Task brief:
Could you write out the opening lines of the data, word for word, stopping after the line that contains "border-t-2 border-[#5f6468] bg-[#171e52]"?

Source excerpt:
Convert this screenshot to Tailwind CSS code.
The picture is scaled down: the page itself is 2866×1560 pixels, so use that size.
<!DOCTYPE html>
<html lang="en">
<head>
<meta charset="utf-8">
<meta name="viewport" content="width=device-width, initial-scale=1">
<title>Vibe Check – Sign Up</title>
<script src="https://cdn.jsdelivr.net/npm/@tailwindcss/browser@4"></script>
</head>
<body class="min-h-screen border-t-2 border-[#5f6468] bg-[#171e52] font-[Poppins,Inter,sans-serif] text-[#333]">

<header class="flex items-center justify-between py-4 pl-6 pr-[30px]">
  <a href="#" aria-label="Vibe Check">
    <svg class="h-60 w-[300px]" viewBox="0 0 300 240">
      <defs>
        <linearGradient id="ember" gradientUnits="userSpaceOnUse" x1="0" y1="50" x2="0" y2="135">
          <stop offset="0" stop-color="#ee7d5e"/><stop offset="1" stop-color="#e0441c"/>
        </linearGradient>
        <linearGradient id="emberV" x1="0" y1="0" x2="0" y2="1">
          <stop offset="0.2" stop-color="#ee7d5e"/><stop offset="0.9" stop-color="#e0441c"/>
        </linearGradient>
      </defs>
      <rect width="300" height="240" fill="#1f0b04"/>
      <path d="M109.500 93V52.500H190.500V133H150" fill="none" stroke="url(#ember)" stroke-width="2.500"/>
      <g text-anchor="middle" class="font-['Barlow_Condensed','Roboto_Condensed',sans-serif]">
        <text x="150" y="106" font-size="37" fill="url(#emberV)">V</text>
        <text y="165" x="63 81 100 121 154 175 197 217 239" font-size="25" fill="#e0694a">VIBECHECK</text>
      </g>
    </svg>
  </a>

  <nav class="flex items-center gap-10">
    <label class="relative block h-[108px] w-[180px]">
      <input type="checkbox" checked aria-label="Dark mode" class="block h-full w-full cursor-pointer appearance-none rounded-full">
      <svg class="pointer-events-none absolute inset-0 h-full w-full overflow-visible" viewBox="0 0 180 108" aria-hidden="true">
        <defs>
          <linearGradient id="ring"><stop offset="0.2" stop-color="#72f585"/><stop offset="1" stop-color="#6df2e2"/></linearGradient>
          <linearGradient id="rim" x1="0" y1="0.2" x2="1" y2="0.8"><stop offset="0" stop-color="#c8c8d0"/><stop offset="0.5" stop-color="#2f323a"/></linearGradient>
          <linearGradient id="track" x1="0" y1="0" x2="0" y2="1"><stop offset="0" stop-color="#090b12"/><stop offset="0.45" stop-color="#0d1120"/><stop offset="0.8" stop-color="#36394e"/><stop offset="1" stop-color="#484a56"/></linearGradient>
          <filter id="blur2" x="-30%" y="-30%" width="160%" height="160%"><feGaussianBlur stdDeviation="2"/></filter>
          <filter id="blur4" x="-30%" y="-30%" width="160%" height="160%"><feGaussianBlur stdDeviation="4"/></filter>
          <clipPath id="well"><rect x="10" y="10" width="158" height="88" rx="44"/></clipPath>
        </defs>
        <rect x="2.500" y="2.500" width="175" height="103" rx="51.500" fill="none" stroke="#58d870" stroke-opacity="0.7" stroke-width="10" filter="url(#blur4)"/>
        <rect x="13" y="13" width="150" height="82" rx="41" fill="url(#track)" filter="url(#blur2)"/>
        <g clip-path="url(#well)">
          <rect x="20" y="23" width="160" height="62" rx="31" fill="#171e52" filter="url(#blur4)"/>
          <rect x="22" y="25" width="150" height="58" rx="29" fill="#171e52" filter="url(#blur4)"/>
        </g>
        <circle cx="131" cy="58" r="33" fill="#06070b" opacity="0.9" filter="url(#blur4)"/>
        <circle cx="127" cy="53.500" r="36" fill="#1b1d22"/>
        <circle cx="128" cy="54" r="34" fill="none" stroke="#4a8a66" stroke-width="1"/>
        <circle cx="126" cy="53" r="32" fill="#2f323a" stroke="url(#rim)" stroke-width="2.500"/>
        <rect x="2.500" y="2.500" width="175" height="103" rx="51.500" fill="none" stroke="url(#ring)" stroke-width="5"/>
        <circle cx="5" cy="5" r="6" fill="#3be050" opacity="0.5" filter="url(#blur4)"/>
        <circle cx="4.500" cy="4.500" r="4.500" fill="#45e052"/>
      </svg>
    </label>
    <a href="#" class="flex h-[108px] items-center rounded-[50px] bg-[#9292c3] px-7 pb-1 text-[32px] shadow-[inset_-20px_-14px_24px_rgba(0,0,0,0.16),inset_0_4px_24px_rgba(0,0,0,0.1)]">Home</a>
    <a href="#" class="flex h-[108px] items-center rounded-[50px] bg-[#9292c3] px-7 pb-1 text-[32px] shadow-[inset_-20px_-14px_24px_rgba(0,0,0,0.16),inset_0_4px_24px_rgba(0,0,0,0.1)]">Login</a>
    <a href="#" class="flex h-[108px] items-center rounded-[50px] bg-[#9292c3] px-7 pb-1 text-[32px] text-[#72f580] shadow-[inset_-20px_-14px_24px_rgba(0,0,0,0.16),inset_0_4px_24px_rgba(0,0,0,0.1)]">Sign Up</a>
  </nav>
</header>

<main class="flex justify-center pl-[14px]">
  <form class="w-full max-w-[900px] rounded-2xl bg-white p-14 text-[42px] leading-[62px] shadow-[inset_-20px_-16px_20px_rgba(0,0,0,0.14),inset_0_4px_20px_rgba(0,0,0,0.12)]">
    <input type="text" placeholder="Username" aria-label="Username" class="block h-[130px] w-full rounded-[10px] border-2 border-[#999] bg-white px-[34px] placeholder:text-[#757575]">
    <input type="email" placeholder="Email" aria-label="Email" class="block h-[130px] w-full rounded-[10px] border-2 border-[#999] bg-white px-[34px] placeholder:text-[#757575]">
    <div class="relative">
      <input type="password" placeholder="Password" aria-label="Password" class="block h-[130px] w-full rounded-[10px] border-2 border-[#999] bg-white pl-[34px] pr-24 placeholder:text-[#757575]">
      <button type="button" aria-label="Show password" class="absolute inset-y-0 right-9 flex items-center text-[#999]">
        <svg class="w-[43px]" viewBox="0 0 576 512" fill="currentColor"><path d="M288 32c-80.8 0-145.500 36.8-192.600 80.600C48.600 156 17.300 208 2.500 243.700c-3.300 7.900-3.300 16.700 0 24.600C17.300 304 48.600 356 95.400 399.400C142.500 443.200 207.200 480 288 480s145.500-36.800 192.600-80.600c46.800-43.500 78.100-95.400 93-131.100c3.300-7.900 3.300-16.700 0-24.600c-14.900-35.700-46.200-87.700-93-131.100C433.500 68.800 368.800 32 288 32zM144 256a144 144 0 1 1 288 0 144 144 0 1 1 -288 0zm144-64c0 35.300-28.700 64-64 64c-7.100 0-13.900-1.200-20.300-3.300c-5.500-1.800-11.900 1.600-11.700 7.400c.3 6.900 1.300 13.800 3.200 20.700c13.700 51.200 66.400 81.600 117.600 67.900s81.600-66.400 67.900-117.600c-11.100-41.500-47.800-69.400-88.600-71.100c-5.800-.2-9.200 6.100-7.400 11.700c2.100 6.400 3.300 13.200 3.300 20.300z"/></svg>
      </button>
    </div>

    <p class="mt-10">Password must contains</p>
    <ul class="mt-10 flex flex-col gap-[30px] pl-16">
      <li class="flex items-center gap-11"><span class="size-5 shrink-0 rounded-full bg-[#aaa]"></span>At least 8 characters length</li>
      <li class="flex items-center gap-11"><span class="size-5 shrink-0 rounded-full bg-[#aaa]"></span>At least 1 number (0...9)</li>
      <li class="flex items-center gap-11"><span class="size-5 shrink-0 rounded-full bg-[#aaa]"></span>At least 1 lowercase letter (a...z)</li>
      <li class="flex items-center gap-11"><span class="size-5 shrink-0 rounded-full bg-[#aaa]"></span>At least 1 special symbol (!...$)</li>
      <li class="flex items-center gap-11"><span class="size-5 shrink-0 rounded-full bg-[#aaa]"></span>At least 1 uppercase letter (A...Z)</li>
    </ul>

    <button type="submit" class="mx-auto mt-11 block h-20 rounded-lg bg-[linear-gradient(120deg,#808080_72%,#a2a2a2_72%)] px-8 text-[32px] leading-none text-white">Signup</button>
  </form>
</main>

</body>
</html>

Answer to this exercise:
Convert this screenshot to Tailwind CSS code.
The picture is scaled down: the page itself is 2866×1560 pixels, so use that size.
<!DOCTYPE html>
<html lang="en">
<head>
<meta charset="utf-8">
<meta name="viewport" content="width=device-width, initial-scale=1">
<title>Vibe Check – Sign Up</title>
<script src="https://cdn.jsdelivr.net/npm/@tailwindcss/browser@4"></script>
</head>
<body class="min-h-screen border-t-2 border-[#5f6468] bg-[#171e52] font-[Poppins,Inter,sans-serif] text-[#333]">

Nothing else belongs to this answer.